## Task to carry out
Take the lines from the top down to and including the one with "import React from 'react';" and repeat them exactly. Omit images.

———

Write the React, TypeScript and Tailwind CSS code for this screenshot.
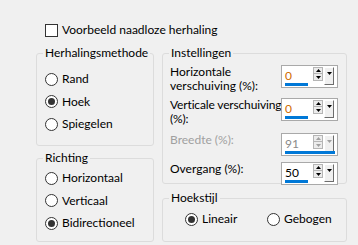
import React from 'react';

function Radio({ label, checked }: { label: string; checked?: boolean }) {
  return (
    <div className="flex items-center h-4">
      <span className="w-[13px] h-[13px] rounded-full border border-[#333333] bg-white flex items-center justify-center shrink-0">
        {checked && <span className="w-[7px] h-[7px] rounded-full bg-[#333333]" />}
      </span>
      <span className="ml-[4px] whitespace-nowrap">{label}</span>
    </div>
  );
}

function Spin({
  value,
  disabled,
  orange,
  barWidth,
}: {
  value: string;
  disabled?: boolean;
  orange?: boolean;
  barWidth: string;
}) {
  const arrow = disabled ? '#a0a0a0' : '#000000';
  return (
    <div className="relative w-[57px] h-[23px] border border-[#a9a9a9] bg-white flex shrink-0">
      <div
        className={
          'w-[31px] pl-[3px] pt-[3px] leading-[14px] text-[12px] ' +
          (disabled ? 'text-[#8a8a8a]' : orange ? 'text-[#d06c00]' : 'text-black')
        }
      >
        {value}
      </div>
      {/* up/down */}
      <div className="flex flex-col mt-[1px] w-[10px]">
        <div className="h-[7px] border border-[#b5b5b5] bg-[#ececec] flex items-center justify-center">
          <svg width="5" height="3" viewBox="0 0 5 3">
            <path d="M2.5 0 L5 3 L0 3 Z" fill={arrow} />
          </svg>
        </div>
        <div className="h-[7px] border border-t-0 border-[#b5b5b5] bg-[#ececec] flex items-center justify-center">
          <svg width="5" height="3" viewBox="0 0 5 3">
            <path d="M0 0 L5 0 L2.5 3 Z" fill={arrow} />
          </svg>
        </div>
      </div>
      {/* drop button */}
      <div className="ml-[1px] mt-[1px] w-[10px] h-[18px] bg-[#f0f0f0] border-l border-t border-l-white border-t-white border-r border-b border-r-[#6d6d6d] border-b-[#6d6d6d] flex justify-center pt-[4px]">
        <svg width="5" height="3" viewBox="0 0 5 3">
          <path d="M0 0 L5 0 L2.5 3 Z" fill={arrow} />
        </svg>
      </div>
      <div className={'absolute left-[3px] bottom-[1px] h-[3px] bg-[#0078d7] ' + barWidth} />
    </div>
  );
}

function Group({
  title,
  className,
  children,
}: {
  title: string;
  className: string;
  children: React.ReactNode;
}) {
  return (
    <fieldset className={'min-w-0 p-0 m-0 border border-[#dcdcdc] rounded-[3px] ' + className}>
      <legend className="ml-[6px] px-[2px] leading-4">{title}</legend>
      {children}
    </fieldset>
  );
}

export default function App() {
  return (
    <div className="w-[358px] h-[245px] bg-[#f0f0f0] pl-[36px] pt-[22px] text-[12px] text-black font-['Lato',sans-serif] overflow-hidden">
      {/* top checkbox */}
      <div className="flex items-center h-4 ml-[9px]">
        <span className="w-[13px] h-[13px] border border-[#333333] bg-white" />
        <span className="ml-[4px]">Voorbeeld naadloze herhaling</span>
      </div>

      <div className="flex mt-[7px]">
        {/* left column */}
        <div className="flex flex-col w-[118px]">
          <Group title="Herhalingsmethode" className="h-[101px]">
            <div className="flex flex-col gap-[6.5px] pl-[8px] pt-[10px]">
              <Radio label="Rand" />
              <Radio label="Hoek" checked />
              <Radio label="Spiegelen" />
            </div>
          </Group>
          <Group title="Richting" className="h-[92px] mt-[4px]">
            <div className="flex flex-col gap-[6.5px] pl-[8px] pt-[4px]">
              <Radio label="Horizontaal" />
              <Radio label="Verticaal" />
              <Radio label="Bidirectioneel" checked />
            </div>
          </Group>
        </div>

        {/* right column */}
        <div className="flex flex-col w-[185px] ml-[8px]">
          <Group title="Instellingen" className="h-[139px]">
            <div className="pl-[7px] pr-[8px] pt-[4px]">
              <div className="flex items-start">
                <div className="flex-1 min-w-0 leading-[14px]">
                  Horizontale
                  <br />
                  verschuiving (%):
                </div>
                <Spin value="0" orange barWidth="w-[23px]" />
              </div>
              <div className="flex items-start mt-[5px]">
                <div className="flex-1 min-w-0 leading-[14px] whitespace-nowrap tracking-[-0.15px]">
                  Verticale verschuiving
                  <br />
                  (%):
                </div>
                <Spin value="0" orange barWidth="w-[23px]" />
              </div>
              <div className="flex items-start mt-[7px]">
                <div className="flex-1 min-w-0 leading-[14px] text-[#a0a0a0]">Breedte (%):</div>
                <Spin value="91" disabled barWidth="w-[50px]" />
              </div>
              <div className="flex items-start mt-[6px]">
                <div className="flex-1 min-w-0 leading-[14px]">Overgang (%):</div>
                <Spin value="50" barWidth="w-[23px]" />
              </div>
            </div>
          </Group>
          <Group title="Hoekstijl" className="h-[52px] mt-[6px]">
            <div className="flex pl-[22px] pt-[5px]">
              <div className="w-[82px]">
                <Radio label="Lineair" checked />
              </div>
              <Radio label="Gebogen" />
            </div>
          </Group>
        </div>
      </div>
    </div>
  );
}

———

## Result of this task
Write the React, TypeScript and Tailwind CSS code for this screenshot.
import React from 'react';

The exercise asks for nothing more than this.